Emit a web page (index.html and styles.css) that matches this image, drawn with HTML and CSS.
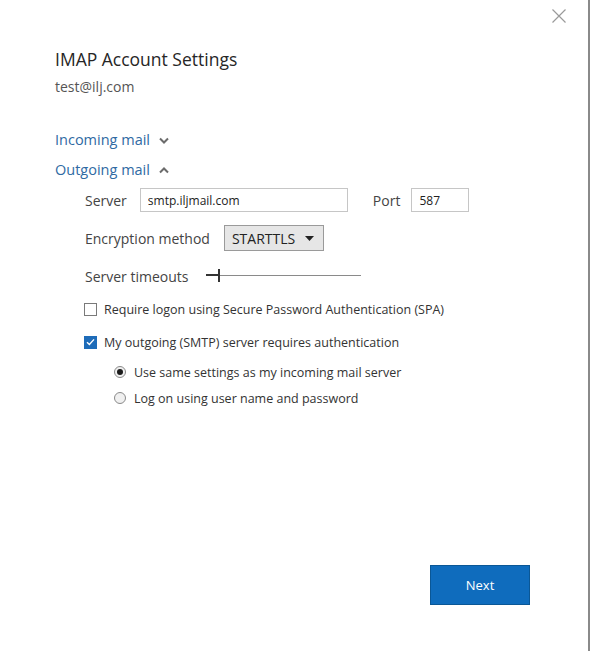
FILE: index.html
```html
<html>
  <head>
    <title>IMAP Account Settings</title>
    <link rel="stylesheet" href="styles.css">
  </head>

  <body>
    <div class="dialog">
      <div class="close">
        <svg width="14" height="14" viewBox="0 0 14 14">
          <path d="M0.5 0.5 L13.5 13.5 M13.5 0.5 L0.5 13.5" stroke="#9a9a9a" stroke-width="1.2" fill="none"/>
        </svg>
      </div>

      <h1 class="title">IMAP Account Settings</h1>
      <p class="account">test@ilj.com</p>

      <div class="section-toggle first">
        <span>Incoming mail</span>
        <svg class="chevron" width="10" height="7" viewBox="0 0 10 7">
          <path d="M1 1.5 L5 5.5 L9 1.5" stroke="#6b6b6b" stroke-width="2" fill="none"/>
        </svg>
      </div>

      <div class="section-toggle">
        <span>Outgoing mail</span>
        <svg class="chevron" width="10" height="7" viewBox="0 0 10 7">
          <path d="M1 5.5 L5 1.5 L9 5.5" stroke="#6b6b6b" stroke-width="2" fill="none"/>
        </svg>
      </div>

      <div class="section-body">
        <div class="row server-row">
          <label class="field-label">Server</label>
          <input class="text-input server-input" type="text" value="smtp.iljmail.com"/>
          <label class="field-label port-label">Port</label>
          <input class="text-input port-input" type="text" value="587"/>
        </div>

        <div class="row encryption-row">
          <label class="field-label">Encryption method</label>
          <div class="select">
            <span>STARTTLS</span>
            <svg width="9" height="5" viewBox="0 0 9 5"><path d="M0 0 L9 0 L4.5 5 Z" fill="#222"/></svg>
          </div>
        </div>

        <div class="row timeout-row">
          <label class="field-label">Server timeouts</label>
          <div class="slider">
            <div class="slider-thumb"></div>
          </div>
        </div>

        <div class="row check-row spa-row">
          <span class="checkbox"></span>
          <span>Require logon using Secure Password Authentication (SPA)</span>
        </div>

        <div class="row check-row auth-row">
          <span class="checkbox checked">
            <svg width="9" height="8" viewBox="0 0 9 8"><path d="M1 4.2 L3.4 6.4 L8 1.4" stroke="#fff" stroke-width="1.4" fill="none"/></svg>
          </span>
          <span>My outgoing (SMTP) server requires authentication</span>
        </div>

        <div class="radio-group">
          <div class="row radio-row">
            <span class="radio selected"></span>
            <span>Use same settings as my incoming mail server</span>
          </div>
          <div class="row radio-row">
            <span class="radio"></span>
            <span>Log on using user name and password</span>
          </div>
        </div>
      </div>

      <div class="footer">
        <button class="next-button">Next</button>
      </div>
    </div>
  </body>
</html>
```

FILE: styles.css
```css
*, *:before, *:after {
  box-sizing: border-box;
  padding: 0;
  margin: 0;
}

body {
  background: #fff;
  font-family: "Open Sans", "Noto Sans", sans-serif;
  color: #333;
}

.dialog {
  position: relative;
  display: flex;
  flex-direction: column;
  width: 590px;
  height: 651px;
  padding: 0 0 46px 55px;
  border-right: 2px solid #8a8a8a;
}

.close {
  position: absolute;
  top: 9px;
  left: 552px;
  width: 14px;
  height: 14px;
}

.title {
  margin-top: 46px;
  font-size: 17.5px;
  font-weight: normal;
  line-height: 26px;
  color: #262626;
}

.account {
  margin-top: 5px;
  font-size: 14px;
  line-height: 20px;
  color: #555;
}

.section-toggle {
  display: flex;
  align-items: center;
  height: 30px;
  font-size: 14.5px;
  color: #2f6aa3;
}

.section-toggle.first {
  margin-top: 27px;
}

.chevron {
  margin-left: 9px;
  margin-top: 2px;
}

.section-body {
  padding-left: 30px;
}

.row {
  display: flex;
  align-items: center;
}

.field-label {
  font-size: 14px;
  color: #444;
}

.server-row {
  margin-top: 1px;
  height: 30px;
}

.text-input {
  height: 24px;
  border: 1px solid #c6c6c6;
  font-family: inherit;
  font-size: 12px;
  color: #222;
  padding: 0 7px;
  outline: none;
}

.server-input {
  width: 208px;
  margin-left: 13px;
}

.port-label {
  margin-left: 25px;
}

.port-input {
  width: 58px;
  margin-left: 11px;
}

.encryption-row {
  margin-top: 9px;
  height: 28px;
}

.select {
  display: flex;
  align-items: center;
  justify-content: space-between;
  width: 100px;
  height: 26px;
  margin-left: 14px;
  padding: 0 9px 0 7px;
  background: #e6e6e6;
  border: 1px solid #9a9a9a;
  font-size: 14px;
  color: #222;
}

.timeout-row {
  margin-top: 10px;
  height: 28px;
}

.slider {
  position: relative;
  width: 155px;
  height: 1px;
  margin-left: 17px;
  margin-top: -2px;
  background: #8a8a8a;
}

.slider::before {
  content: "";
  position: absolute;
  left: 0;
  top: -1px;
  width: 14px;
  height: 2px;
  background: #333;
}

.slider-thumb {
  position: absolute;
  left: 12px;
  top: -6px;
  width: 2px;
  height: 13px;
  background: #333;
}

.check-row {
  height: 20px;
  font-size: 12.5px;
  color: #333;
}

.spa-row {
  margin-top: 9px;
  margin-left: -1px;
}

.auth-row {
  margin-top: 13px;
  margin-left: -1px;
}

.checkbox {
  display: flex;
  align-items: center;
  justify-content: center;
  width: 13px;
  height: 13px;
  margin-right: 7px;
  border: 1px solid #7a7a7a;
  background: #fff;
}

.checkbox.checked {
  background: #1e6cb9;
  border-color: #1e6cb9;
}

.radio-group {
  padding-left: 29px;
  margin-top: 7px;
}

.radio-row {
  height: 26px;
  font-size: 12.5px;
  color: #333;
}

.radio {
  position: relative;
  width: 12px;
  height: 12px;
  margin-right: 8px;
  border-radius: 50%;
  border: 1px solid #8a8a8a;
  background: #f0f0f0;
}

.radio.selected::after {
  content: "";
  position: absolute;
  left: 2px;
  top: 2px;
  width: 6px;
  height: 6px;
  border-radius: 50%;
  background: #1a1a1a;
}

.footer {
  margin-top: auto;
  display: flex;
  justify-content: flex-end;
  padding-right: 58px;
}

.next-button {
  width: 100px;
  height: 40px;
  background: #0f6cbd;
  border: 1px solid #0a5796;
  color: #fff;
  font-family: inherit;
  font-size: 13px;
}
```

= = = = =

_Required task_. Omit every picture while copying the listing above exactly.

_Exercise output_.
Emit a web page (index.html and styles.css) that matches this image, drawn with HTML and CSS.
FILE: index.html
```html
<html>
  <head>
    <title>IMAP Account Settings</title>
    <link rel="stylesheet" href="styles.css">
  </head>

  <body>
    <div class="dialog">
      <div class="close">
        <svg width="14" height="14" viewBox="0 0 14 14">
          <path d="M0.5 0.5 L13.5 13.5 M13.5 0.5 L0.5 13.5" stroke="#9a9a9a" stroke-width="1.2" fill="none"/>
        </svg>
      </div>

      <h1 class="title">IMAP Account Settings</h1>
      <p class="account">test@ilj.com</p>

      <div class="section-toggle first">
        <span>Incoming mail</span>
        <svg class="chevron" width="10" height="7" viewBox="0 0 10 7">
          <path d="M1 1.5 L5 5.5 L9 1.5" stroke="#6b6b6b" stroke-width="2" fill="none"/>
        </svg>
      </div>

      <div class="section-toggle">
        <span>Outgoing mail</span>
        <svg class="chevron" width="10" height="7" viewBox="0 0 10 7">
          <path d="M1 5.5 L5 1.5 L9 5.5" stroke="#6b6b6b" stroke-width="2" fill="none"/>
        </svg>
      </div>

      <div class="section-body">
        <div class="row server-row">
          <label class="field-label">Server</label>
          <input class="text-input server-input" type="text" value="smtp.iljmail.com"/>
          <label class="field-label port-label">Port</label>
          <input class="text-input port-input" type="text" value="587"/>
        </div>

        <div class="row encryption-row">
          <label class="field-label">Encryption method</label>
          <div class="select">
            <span>STARTTLS</span>
            <svg width="9" height="5" viewBox="0 0 9 5"><path d="M0 0 L9 0 L4.5 5 Z" fill="#222"/></svg>
          </div>
        </div>

        <div class="row timeout-row">
          <label class="field-label">Server timeouts</label>
          <div class="slider">
            <div class="slider-thumb"></div>
          </div>
        </div>

        <div class="row check-row spa-row">
          <span class="checkbox"></span>
          <span>Require logon using Secure Password Authentication (SPA)</span>
        </div>

        <div class="row check-row auth-row">
          <span class="checkbox checked">
            <svg width="9" height="8" viewBox="0 0 9 8"><path d="M1 4.2 L3.4 6.4 L8 1.4" stroke="#fff" stroke-width="1.4" fill="none"/></svg>
          </span>
          <span>My outgoing (SMTP) server requires authentication</span>
        </div>

        <div class="radio-group">
          <div class="row radio-row">
            <span class="radio selected"></span>
            <span>Use same settings as my incoming mail server</span>
          </div>
          <div class="row radio-row">
            <span class="radio"></span>
            <span>Log on using user name and password</span>
          </div>
        </div>
      </div>

      <div class="footer">
        <button class="next-button">Next</button>
      </div>
    </div>
  </body>
</html>
```

FILE: styles.css
```css
*, *:before, *:after {
  box-sizing: border-box;
  padding: 0;
  margin: 0;
}

body {
  background: #fff;
  font-family: "Open Sans", "Noto Sans", sans-serif;
  color: #333;
}

.dialog {
  position: relative;
  display: flex;
  flex-direction: column;
  width: 590px;
  height: 651px;
  padding: 0 0 46px 55px;
  border-right: 2px solid #8a8a8a;
}

.close {
  position: absolute;
  top: 9px;
  left: 552px;
  width: 14px;
  height: 14px;
}

.title {
  margin-top: 46px;
  font-size: 17.5px;
  font-weight: normal;
  line-height: 26px;
  color: #262626;
}

.account {
  margin-top: 5px;
  font-size: 14px;
  line-height: 20px;
  color: #555;
}

.section-toggle {
  display: flex;
  align-items: center;
  height: 30px;
  font-size: 14.5px;
  color: #2f6aa3;
}

.section-toggle.first {
  margin-top: 27px;
}

.chevron {
  margin-left: 9px;
  margin-top: 2px;
}

.section-body {
  padding-left: 30px;
}

.row {
  display: flex;
  align-items: center;
}

.field-label {
  font-size: 14px;
  color: #444;
}

.server-row {
  margin-top: 1px;
  height: 30px;
}

.text-input {
  height: 24px;
  border: 1px solid #c6c6c6;
  font-family: inherit;
  font-size: 12px;
  color: #222;
  padding: 0 7px;
  outline: none;
}

.server-input {
  width: 208px;
  margin-left: 13px;
}

.port-label {
  margin-left: 25px;
}

.port-input {
  width: 58px;
  margin-left: 11px;
}

.encryption-row {
  margin-top: 9px;
  height: 28px;
}

.select {
  display: flex;
  align-items: center;
  justify-content: space-between;
  width: 100px;
  height: 26px;
  margin-left: 14px;
  padding: 0 9px 0 7px;
  background: #e6e6e6;
  border: 1px solid #9a9a9a;
  font-size: 14px;
  color: #222;
}

.timeout-row {
  margin-top: 10px;
  height: 28px;
}

.slider {
  position: relative;
  width: 155px;
  height: 1px;
  margin-left: 17px;
  margin-top: -2px;
  background: #8a8a8a;
}

.slider::before {
  content: "";
  position: absolute;
  left: 0;
  top: -1px;
  width: 14px;
  height: 2px;
  background: #333;
}

.slider-thumb {
  position: absolute;
  left: 12px;
  top: -6px;
  width: 2px;
  height: 13px;
  background: #333;
}

.check-row {
  height: 20px;
  font-size: 12.5px;
  color: #333;
}

.spa-row {
  margin-top: 9px;
  margin-left: -1px;
}

.auth-row {
  margin-top: 13px;
  margin-left: -1px;
}

.checkbox {
  display: flex;
  align-items: center;
  justify-content: center;
  width: 13px;
  height: 13px;
  margin-right: 7px;
  border: 1px solid #7a7a7a;
  background: #fff;
}

.checkbox.checked {
  background: #1e6cb9;
  border-color: #1e6cb9;
}

.radio-group {
  padding-left: 29px;
  margin-top: 7px;
}

.radio-row {
  height: 26px;
  font-size: 12.5px;
  color: #333;
}

.radio {
  position: relative;
  width: 12px;
  height: 12px;
  margin-right: 8px;
  border-radius: 50%;
  border: 1px solid #8a8a8a;
  background: #f0f0f0;
}

.radio.selected::after {
  content: "";
  position: absolute;
  left: 2px;
  top: 2px;
  width: 6px;
  height: 6px;
  border-radius: 50%;
  background: #1a1a1a;
}

.footer {
  margin-top: auto;
  display: flex;
  justify-content: flex-end;
  padding-right: 58px;
}

.next-button {
  width: 100px;
  height: 40px;
  background: #0f6cbd;
  border: 1px solid #0a5796;
  color: #fff;
  font-family: inherit;
  font-size: 13px;
}
```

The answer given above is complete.